Muitos são os caminhos que te levarão à liberdade. Liberdade quer dizer terra. Quer dizer pão. Quer dizer casa. Quer dizer remédio. Quer dizer escola. Quer dizer paz. Eu te apontarei esses caminhos. Mas eu te digo e repito: não adianta a viagem se tu fores sozinho. Convida teu irmão sem terra ou de pouca terra. E pede que ele convide outro. No começo serão dois. Depois, dez. Depois, cem. Depois, mil. E no fim serão todos. Marchando unidos. Como unidos vão à feira, à festa, à missa, ao culto, ao enterro, à eleição. Digo e repito: a união é a mãe da liberdade. São muitos os caminhos por onde poderás viajar com os teus irmãos. Eles começam em lugares diferentes, mas vão todos para o mesmo lugar. Que caminhos são esses? Esses caminhos são: (1) A democracia para o camponês; (2) o Sindicato para o camponês; (3) A cooperativa para o camponês; (4) Uma lei justa e humana para o camponês; (5) E o voto para o analfabeto.
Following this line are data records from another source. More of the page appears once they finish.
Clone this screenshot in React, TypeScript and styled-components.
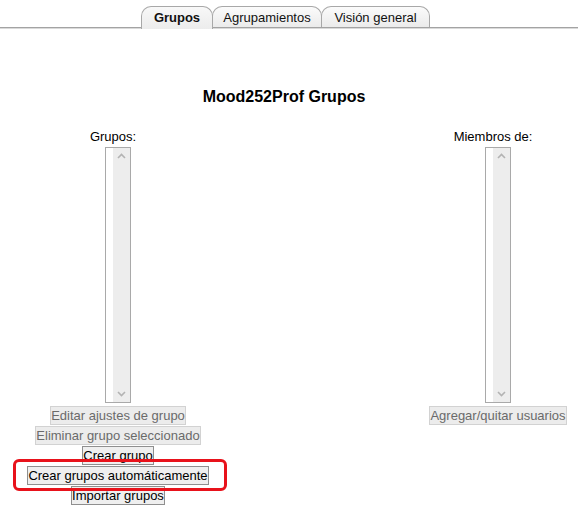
import React from "react";
import styled, { createGlobalStyle, css } from "styled-components";

const GlobalStyle = createGlobalStyle`
  html, body {
    margin: 0;
    padding: 0;
    background: #ffffff;
    font-family: "Liberation Sans", Arial, sans-serif;
    color: #000;
  }
`;

const Page = styled.div`
  width: 578px;
`;

const TabBar = styled.div`
  display: flex;
  justify-content: center;
  align-items: flex-end;
  padding: 6px 6px 0 0;
  height: 21px;
  border-bottom: 1px solid #a3a3a3;
  box-shadow: 0 1px 0 #dadada;
`;

const Tab = styled.div<{ $active?: boolean; $w: number }>`
  box-sizing: border-box;
  width: ${(p) => p.$w}px;
  height: 21px;
  margin-left: -1px;
  padding-top: 2px;
  border: 1px solid #a8a8a8;
  border-bottom: none;
  border-radius: 10px 10px 0 0;
  background: linear-gradient(#fbfbfb, #ebebeb);
  font-size: 13px;
  line-height: 17px;
  text-align: center;
  color: #111;
  white-space: nowrap;
  position: relative;
  ${(p) =>
    p.$active &&
    css`
      font-weight: bold;
      height: 23px;
      margin-bottom: -2px;
      background: linear-gradient(#f8f8f8, #ececec);
      z-index: 1;
    `}
`;

const Title = styled.h2`
  margin: 60px 0 0;
  padding-right: 10px;
  font-size: 16px;
  line-height: 18px;
  font-weight: bold;
  text-align: center;
`;

const Columns = styled.div`
  display: flex;
  justify-content: space-between;
  padding: 0 6px 0 8px;
  margin-top: 23px;
`;

const Column = styled.div<{ $w: number }>`
  width: ${(p) => p.$w}px;
  display: flex;
  flex-direction: column;
  align-items: center;
`;

const Label = styled.div`
  font-size: 13px;
  line-height: 16px;
  padding-right: 10px;
  margin-bottom: 2px;
`;

const ListBox = styled.div`
  box-sizing: border-box;
  width: 26px;
  height: 256px;
  border: 1px solid #a9a9a9;
  display: flex;
  background: #fff;
`;

const ListArea = styled.div`
  flex: 1;
`;

const ScrollTrack = styled.div`
  width: 17px;
  background: #ededed;
  display: flex;
  flex-direction: column;
  justify-content: space-between;
  align-items: center;
  padding: 5px 0;
`;

const Buttons = styled.div`
  margin-top: 3px;
  display: flex;
  flex-direction: column;
  align-items: center;
  gap: 1px;
`;

const Btn = styled.button<{ $disabled?: boolean }>`
  box-sizing: border-box;
  height: 19px;
  margin: 0;
  padding: 0;
  font-family: "Liberation Sans", Arial, sans-serif;
  font-size: 13px;
  line-height: 17px;
  white-space: nowrap;
  border-radius: 0;
  ${(p) =>
    p.$disabled
      ? css`
          border: 1px solid #d2d2d2;
          background: #ececec;
          color: #6a6a6a;
        `
      : css`
          border: 1px solid #8f8f8f;
          background: #efefef;
          color: #000;
        `}
`;

const Marked = styled.div`
  position: relative;
`;

const Highlight = styled.span`
  position: absolute;
  left: -14px;
  right: -18px;
  top: -7px;
  bottom: -6px;
  border: 3px solid #e8121b;
  border-radius: 6px;
  pointer-events: none;
`;

const Chevron = ({ up }: { up?: boolean }) => (
  <svg width="9" height="6" viewBox="0 0 9 6">
    <polyline
      points={up ? "1,5 4.5,1.5 8,5" : "1,1 4.5,4.5 8,1"}
      fill="none"
      stroke="#b3b3b3"
      strokeWidth="1.6"
    />
  </svg>
);

const Select = () => (
  <ListBox>
    <ListArea />
    <ScrollTrack>
      <Chevron up />
      <Chevron />
    </ScrollTrack>
  </ListBox>
);

export default function App() {
  return (
    <Page>
      <GlobalStyle />
      <TabBar>
        <Tab $active $w={72}>Grupos</Tab>
        <Tab $w={110}>Agrupamientos</Tab>
        <Tab $w={109}>Visión general</Tab>
      </TabBar>
      <Title>Mood252Prof Grupos</Title>
      <Columns>
        <Column $w={220}>
          <Label>Grupos:</Label>
          <Select />
          <Buttons>
            <Btn $disabled>Editar ajustes de grupo</Btn>
            <Btn $disabled>Eliminar grupo seleccionado</Btn>
            <Btn>Crear grupo</Btn>
            <Marked>
              <Btn>Crear grupos automáticamente</Btn>
              <Highlight />
            </Marked>
            <Btn>Importar grupos</Btn>
          </Buttons>
        </Column>
        <Column $w={148}>
          <Label>Miembros de:</Label>
          <Select />
          <Buttons>
            <Btn $disabled>Agregar/quitar usuarios</Btn>
          </Buttons>
        </Column>
      </Columns>
    </Page>
  );
}
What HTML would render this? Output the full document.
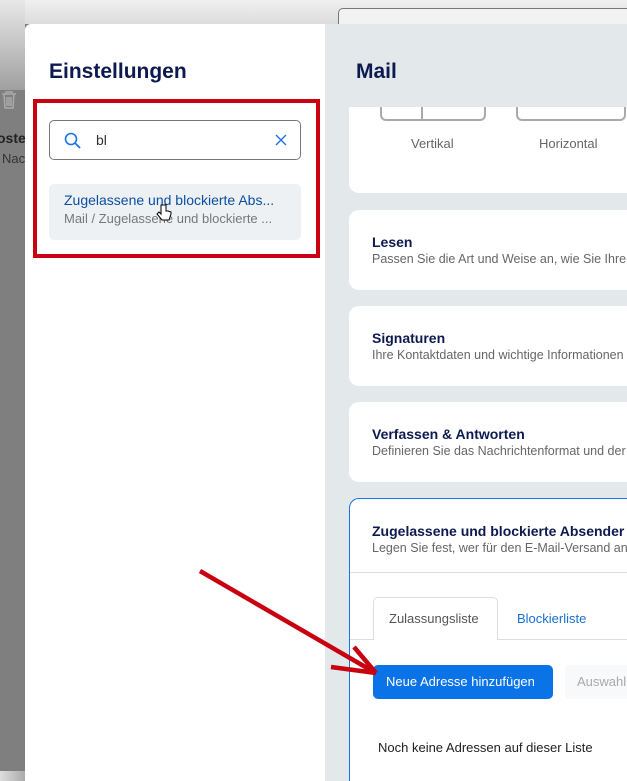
<!DOCTYPE html>
<html><head><meta charset="utf-8"><style>
*{box-sizing:border-box;margin:0;padding:0}
body{width:627px;height:781px;overflow:hidden;position:relative;font-family:"Liberation Sans",sans-serif;background:#7f7f7f}
.top{position:absolute;left:0;top:0;width:627px;height:24px;background:linear-gradient(#f0f0f0,#dcdcdc)}
.topl{position:absolute;left:0;top:0;width:25px;height:90px;background:linear-gradient(#e8e8e8,#a0a0a0)}
.search0{position:absolute;left:338px;top:8px;width:300px;height:30px;border:1px solid #777;border-radius:5px;background:#f2f2f2}
.left{position:absolute;left:25px;top:24px;width:300px;height:757px;background:#fff;border-top-left-radius:6px}
.right{position:absolute;left:325px;top:24px;width:302px;height:757px;background:#e3e8eb;overflow:hidden}
h1{position:absolute;font-size:21px;font-weight:bold;color:#0d1a4f}
.red{position:absolute;left:33px;top:99px;width:287px;height:159px;border:4px solid #c8000f}
.inp{position:absolute;left:49px;top:120px;width:252px;height:40px;border:1px solid #777;border-radius:5px}
.res{position:absolute;left:49px;top:184px;width:252px;height:56px;background:#edf1f4;border-radius:5px;padding:8px 15px}
.card{position:absolute;left:24px;width:300px;background:#fff;border-radius:10px;padding:0 23px}
.card b{display:block;font-size:14px;color:#0d1a4f;margin-top:24px}
.card span{display:block;font-size:12.5px;color:#666;white-space:nowrap;margin-top:2px}
</style></head><body>
<div class="top"></div><div class="topl"></div>
<div class="search0"></div>
<svg style="position:absolute;left:0;top:90px" width="18" height="20" viewBox="0 0 18 20"><path d="M2 4h14M6 4V2h6v2M4 4l1 14h8l1-14M7 7v9M9 7v9M11 7v9" fill="none" stroke="#aaa" stroke-width="1.5"/></svg>
<div style="position:absolute;left:-3px;top:130px;font-size:14px;font-weight:bold;color:#222">oste</div>
<div style="position:absolute;left:2px;top:151px;font-size:13px;color:#333">Nac</div>
<div style="position:absolute;left:0;top:771px;width:25px;height:10px;background:linear-gradient(90deg,#ddd,#aaa)"></div>
<div class="left">
<h1 style="left:24px;top:36px">Einstellungen</h1>
</div>
<div class="red"></div>
<div class="inp">
<svg style="position:absolute;left:14px;top:11px" width="18" height="18" viewBox="0 0 18 18"><circle cx="7" cy="7" r="5.5" fill="none" stroke="#1a73e8" stroke-width="1.6"/><line x1="11" y1="11" x2="16" y2="16" stroke="#1a73e8" stroke-width="1.8"/></svg>
<div style="position:absolute;left:46px;top:11px;font-size:14px;color:#333">bl</div>
<svg style="position:absolute;left:225px;top:13px" width="12" height="12"><path d="M1 1L11 11M11 1L1 11" stroke="#1a73e8" stroke-width="1.4"/></svg>
</div>
<div class="res">
<div style="font-size:14px;color:#0b4ea2;white-space:nowrap">Zugelassene und blockierte Abs...</div>
<div style="font-size:13px;color:#777;margin-top:3px;white-space:nowrap">Mail / Zugelassene und blockierte ...</div>
</div>
<div class="right">
<div class="card" style="top:60px;height:109px;border-radius:0 0 10px 10px">
<div style="position:absolute;left:31px;top:16px;width:106px;height:21px;border:2px solid #aaa;border-top:none;border-radius:0 0 6px 6px"></div>
<div style="position:absolute;left:72px;top:16px;width:2px;height:20px;background:#aaa"></div>
<div style="position:absolute;left:167px;top:16px;width:110px;height:21px;border:2px solid #aaa;border-top:none;border-radius:0 0 6px 6px"></div>
<div style="position:absolute;left:62px;top:52px;font-size:13px;color:#666">Vertikal</div>
<div style="position:absolute;left:190px;top:52px;font-size:13px;color:#666">Horizontal</div>
</div>
<div style="position:absolute;left:0;top:0;width:302px;height:83px;background:#e3e8eb"></div>
<h1 style="left:31px;top:36px">Mail</h1>
<div class="card" style="top:186px;height:80px"><b>Lesen</b><span>Passen Sie die Art und Weise an, wie Sie Ihre E</span></div>
<div class="card" style="top:282px;height:80px"><b>Signaturen</b><span>Ihre Kontaktdaten und wichtige Informationen</span></div>
<div class="card" style="top:378px;height:80px"><b>Verfassen &amp; Antworten</b><span>Definieren Sie das Nachrichtenformat und der</span></div>
<div class="card" style="top:474px;height:300px;border:1px solid #1a73e8;padding:0 22px">
<b>Zugelassene und blockierte Absender</b><span>Legen Sie fest, wer für den E-Mail-Versand an</span>
<div style="position:absolute;left:0;top:73px;width:300px;height:1px;background:#ddd"></div>
<div style="position:absolute;left:0;top:140px;width:300px;height:1px;background:#ddd"></div>
<div style="position:absolute;left:23px;top:98px;width:125px;height:43px;border:1px solid #ddd;border-bottom:none;border-radius:5px 5px 0 0;background:#fff;font-size:13px;color:#555;padding:13px 0 0 15px">Zulassungsliste</div>
<div style="position:absolute;left:167px;top:112px;font-size:13px;color:#1a6fd0">Blockierliste</div>
<div style="position:absolute;left:23px;top:166px;width:180px;height:34px;background:#0b73e8;border-radius:5px;color:#fff;font-size:13px;padding:9px 0 0 13px">Neue Adresse hinzufügen</div>
<div style="position:absolute;left:215px;top:166px;width:90px;height:34px;background:#f8f9fa;border-radius:5px;color:#aaa;font-size:13px;padding:9px 0 0 12px">Auswahl</div>
<div style="position:absolute;left:28px;top:241px;font-size:13px;color:#222">Noch keine Adressen auf dieser Liste</div>
</div>
</div>
<svg style="position:absolute;left:0;top:0" width="627" height="781">
<g stroke="#c8000f" stroke-width="4.5" fill="none" stroke-linecap="butt">
<line x1="200" y1="571" x2="374" y2="672"/>
<line x1="354" y1="647" x2="376" y2="673"/>
<line x1="331" y1="667" x2="376" y2="673"/>
</g></svg>
<svg style="position:absolute;left:156px;top:204px" width="16" height="18" viewBox="0 0 16 18"><path d="M5 1v9l-2-2-2 2 5 6h7l2-6V8l-3-1-1 0-1 0V1z" fill="#fff" stroke="#000" stroke-width="1"/></svg>
</body></html>
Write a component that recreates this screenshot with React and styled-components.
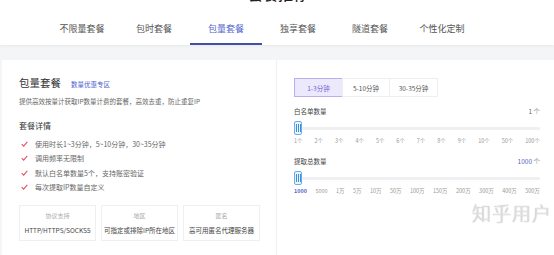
import React from 'react';
import styled, { createGlobalStyle } from 'styled-components';

const GlobalStyle = createGlobalStyle`
  html, body {
    margin: 0;
    padding: 0;
    background: #f4f5f7;
    overflow: hidden;
  }
  body {
    font-family: "Noto Sans CJK SC", "Noto Sans", "Liberation Sans", sans-serif;
    color: #333;
  }
`;

const Page = styled.div`
  position: relative;
  width: 554px;
  height: 255px;
  overflow: hidden;
`;

const Header = styled.div`
  background: #fff;
  height: 45px;
  box-shadow: 0 1px 3px rgba(0, 0, 0, 0.06);
  display: flex;
  flex-direction: column;
  align-items: center;
`;

const PageTitle = styled.div`
  font-size: 15px;
  font-weight: 500;
  line-height: 18px;
  margin-top: -15px;
  color: #222;
  padding-left: 2px;
`;

const Tabs = styled.div`
  display: flex;
  margin-top: 18px;
  margin-left: -30px;
`;

const Tab = styled.div`
  width: 72px;
  height: 24px;
  box-sizing: border-box;
  text-align: center;
  font-size: 9px;
  line-height: 16px;
  color: ${p => (p.$active ? '#5566cf' : '#555')};
  border-bottom: 2px solid ${p => (p.$active ? '#434fa6' : 'transparent')};
`;

const Body = styled.div`
  margin: 15px 0 0 2px;
  background: #fff;
  display: flex;
  height: 220px;
`;

const Left = styled.div`
  width: 275px;
  border-right: 1px solid #f0f0f2;
  padding: 15px 0 0 17px;
  box-sizing: border-box;
`;

const TitleRow = styled.div`
  display: flex;
  align-items: baseline;
  gap: 10px;
`;

const Title = styled.div`
  font-size: 10.5px;
  color: #333;
`;

const Promo = styled.div`
  font-size: 6.5px;
  color: #4a60d0;
`;

const Desc = styled.div`
  font-size: 6.5px;
  color: #666;
  margin-top: 6px;
`;

const SubTitle = styled.div`
  font-size: 8px;
  color: #333;
  margin-top: 14px;
`;

const List = styled.div`
  display: flex;
  flex-direction: column;
  gap: 5.5px;
  margin-top: 8px;
`;

const Item = styled.div`
  display: flex;
  align-items: center;
  font-size: 7px;
  color: #666;
  height: 9px;
`;

const Check = styled.svg`
  width: 7px;
  height: 6px;
  margin: 0 7px 0 2px;
`;

const Boxes = styled.div`
  display: flex;
  gap: 5px;
  margin-top: 13px;
`;

const Box = styled.div`
  width: 77px;
  height: 36px;
  border: 1px solid #efeff1;
  box-sizing: border-box;
  display: flex;
  flex-direction: column;
  align-items: center;
  justify-content: center;
  gap: 5px;
`;

const BoxLabel = styled.div`
  font-size: 6px;
  color: #aaa;
`;

const BoxValue = styled.div`
  font-size: 6.5px;
  color: #444;
  white-space: nowrap;
`;

const Right = styled.div`
  flex: 1;
  padding: 18px 14px 0 17px;
`;

const BtnGroup = styled.div`
  display: flex;
`;

const Btn = styled.div`
  width: ${p => p.$w}px;
  height: 19px;
  box-sizing: border-box;
  border: 1px solid ${p => (p.$active ? '#b9aef2' : '#eee')};
  margin-left: ${p => (p.$first ? 0 : -1)}px;
  background: ${p => (p.$active ? '#ece9fd' : '#fff')};
  color: ${p => (p.$active ? '#6f5fd8' : '#555')};
  font-size: 6.5px;
  display: flex;
  align-items: center;
  justify-content: center;
`;

const Field = styled.div`
  margin-top: ${p => p.$top}px;
`;

const FieldHead = styled.div`
  display: flex;
  justify-content: space-between;
  font-size: 6.5px;
  color: #444;
`;

const Value = styled.span`
  color: #999;
  span {
    color: ${p => (p.$accent ? '#5a5fc8' : '#666')};
  }
`;

const SliderRow = styled.div`
  display: flex;
  align-items: center;
  margin-top: 5px;
`;

const Thumb = styled.div`
  width: 8px;
  height: 14px;
  box-sizing: border-box;
  border: 1px solid #6aaee8;
  border-radius: 2px;
  background: #eaf4fd;
  display: flex;
  justify-content: center;
  align-items: center;
  gap: 1px;
  flex-shrink: 0;
  span {
    width: 1px;
    height: 8px;
    background: #3b8fdc;
  }
`;

const Track = styled.div`
  flex: 1;
  height: 3px;
  background: #f0f0f2;
  border-radius: 2px;
`;

const Ticks = styled.div`
  display: flex;
  justify-content: space-between;
  margin-top: 2px;
  font-size: 5.5px;
  color: #999;
`;

const Tick = styled.span`
  color: ${p => (p.$active ? '#5a5fc8' : '#999')};
  font-weight: ${p => (p.$active ? 700 : 400)};
`;

const Watermark = styled.div`
  position: absolute;
  right: 2px;
  top: 199px;
  font-size: 19px;
  font-weight: 300;
  letter-spacing: 1px;
  color: #e2e2e2;
  text-shadow: 0 0 1px #9a9a9a;
`;

const tabs = ['不限量套餐', '包时套餐', '包量套餐', '独享套餐', '隧道套餐', '个性化定制'];
const details = [
  '使用时长1~3分钟，5~10分钟，30~35分钟',
  '调用频率无限制',
  '默认白名单数量5个，支持账密验证',
  '每次提取IP数量自定义',
];
const boxes = [
  ['协议支持', 'HTTP/HTTPS/SOCKS5'],
  ['地区', '可指定或排除IP所在地区'],
  ['匿名', '高可用匿名代理服务器'],
];
const countTicks = ['1个', '2个', '3个', '4个', '5个', '6个', '7个', '8个', '9个', '10个', '50个', '100个'];
const totalTicks = ['1000', '5000', '1万', '5万', '10万', '50万', '100万', '150万', '200万', '300万', '400万', '500万'];

const Slider = () => (
  <SliderRow>
    <Thumb>
      <span />
      <span />
      <span />
    </Thumb>
    <Track />
  </SliderRow>
);

const App = () => (
  <Page>
    <GlobalStyle />
    <Header>
      <PageTitle>套餐推荐</PageTitle>
      <Tabs>
        {tabs.map(t => (
          <Tab key={t} $active={t === '包量套餐'}>
            {t}
          </Tab>
        ))}
      </Tabs>
    </Header>
    <Body>
      <Left>
        <TitleRow>
          <Title>包量套餐</Title>
          <Promo>数量优惠专区</Promo>
        </TitleRow>
        <Desc>提供高效按量计获取IP数量计费的套餐，高效去重，防止重复IP</Desc>
        <SubTitle>套餐详情</SubTitle>
        <List>
          {details.map(d => (
            <Item key={d}>
              <Check viewBox="0 0 10 8">
                <path d="M1 4.2 L3.8 7 L9 1" fill="none" stroke="#e4536a" strokeWidth="1.6" />
              </Check>
              {d}
            </Item>
          ))}
        </List>
        <Boxes>
          {boxes.map(([label, value]) => (
            <Box key={label}>
              <BoxLabel>{label}</BoxLabel>
              <BoxValue>{value}</BoxValue>
            </Box>
          ))}
        </Boxes>
      </Left>
      <Right>
        <BtnGroup>
          <Btn $w={49} $first $active>1-3分钟</Btn>
          <Btn $w={48}>5-10分钟</Btn>
          <Btn $w={49}>30-35分钟</Btn>
        </BtnGroup>
        <Field $top={9}>
          <FieldHead>
            <span>白名单数量</span>
            <Value><span>1</span> 个</Value>
          </FieldHead>
          <Slider />
          <Ticks>
            {countTicks.map(t => (
              <Tick key={t}>{t}</Tick>
            ))}
          </Ticks>
        </Field>
        <Field $top={11}>
          <FieldHead>
            <span>提取总数量</span>
            <Value $accent><span>1000</span> 个</Value>
          </FieldHead>
          <Slider />
          <Ticks>
            {totalTicks.map((t, i) => (
              <Tick key={t} $active={i === 0}>{t}</Tick>
            ))}
          </Ticks>
        </Field>
      </Right>
    </Body>
    <Watermark>知乎用户</Watermark>
  </Page>
);

export default App;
Tenho a esperança de acender uma luz no teu espírito. De espantar o morcego que mora dentro dele chupando a tua coragem. Esse morcego é o medo. Acesa a luz que espante o medo, essa luz, amanhã, crescerá como uma fogueira. E depois como um incêndio.
Recife, 12-2-1961
Francisco Julião
Presidente de Honra das Ligas Camponesas de Pernambuco".